So with that, I'm gonna introduce first, Elise. She is the founder and managing attorney of Elise Buie Family Law, one of the preeminent family and estate firms in the Northwest. Focus on divorce, custody, parenting and adoption cases. And one of the really cool things about her firm is the focus on collaborative law and mediation. I think for me, that's a fascinating area of law. And we could probably do a whole other episode just on that.
But many different accomplishments, super lawyers, multiple years, prolific speaker and author, and a big leader in the collaborative law movement. And the exciting thing that we're gonna talk about today is her journey to implement flat fee services at her firm.
And another exciting part about Elise that's also near and dear to my heart, her son is serving overseas in the Marine Corps. So I doubt he's tuned in listening to a lot of legal services, but if he is, we'll throw out a Semper Fi to him.
And I'll give Elise a second here to introduce herself. But John Grant, he's the founder of Agile Attorney Consulting. They specialize in helping law firms and legal professionals apply Agile and lean principles to improve operations. John has a background in both technology and in law. And John, I think it's probably not an exaggeration to say, you can correct me if I'm wrong, but through both your actual consulting and the information that you've put out there through your blog and podcast that you've helped thousands of firms become more efficient through that content.
John Grant: Yeah, I hope that's true. But you know, I haven't personally worked with thousands yet but I'm certainly trying to put information out there. So thanks for having me.
Emery: Awesome. With that, I'm gonna stop talking and I'd love to start with Elise. Tell us a little bit about your journey to found your law firm. How did you get started in law? How did you choose family law?
And most importantly, how did you choose to start your own firm?
Elise Buie: Sure. Well, I became a lawyer many, many moons ago, and I went to law school actually thinking I was going to become a public defender. I was going to do appellate death penalty work. That was literally what I really wanted to do. But those silly old student loans got in the way and I was like, oh, I actually have to get a job where I earn real money so that I can pay those student loans. I didn't really do a good job calculating all those, I think, when I signed up for them.
So I ended up doing insurance defense litigation for years.
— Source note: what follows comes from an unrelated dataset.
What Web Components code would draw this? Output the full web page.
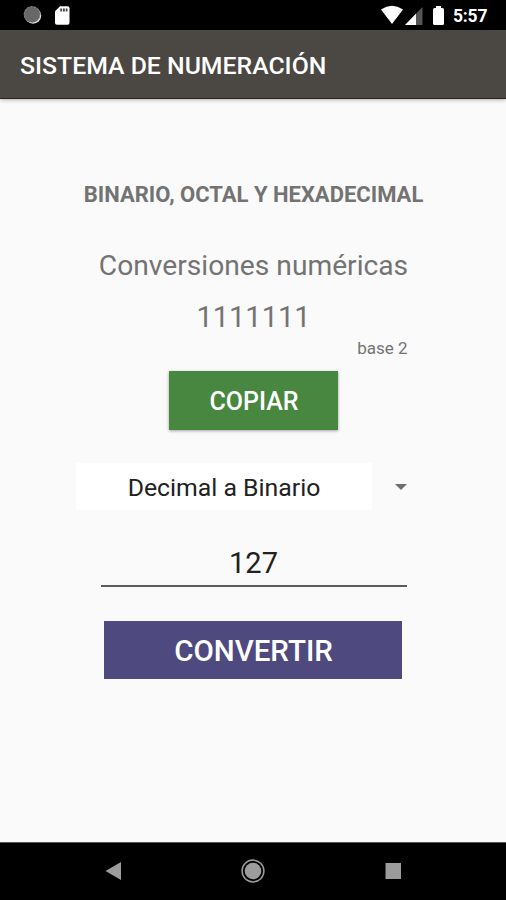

I'm from New Orleans and actually went to law school in New Orleans and so practiced in New Orleans after I clerked for a federal judge for a couple of years and then stayed home with my kids for a long time.
I mean, Hurricane Katrina threw us all around. We ended up relocating all over the place because of the hurricane. And then I divorced, got remarried, ended up in the Pacific Northwest and started my law firm there in the Pacific Northwest in the Seattle area and started it mostly virtually because I was trying to work and deal with a blended family of six. And that was kind of complicated, you know, to do all that and sit at an office in downtown Seattle every day from 8 to 6. I was like, yeah, football practice happens at 3:30, not at 6. So it was a whole process.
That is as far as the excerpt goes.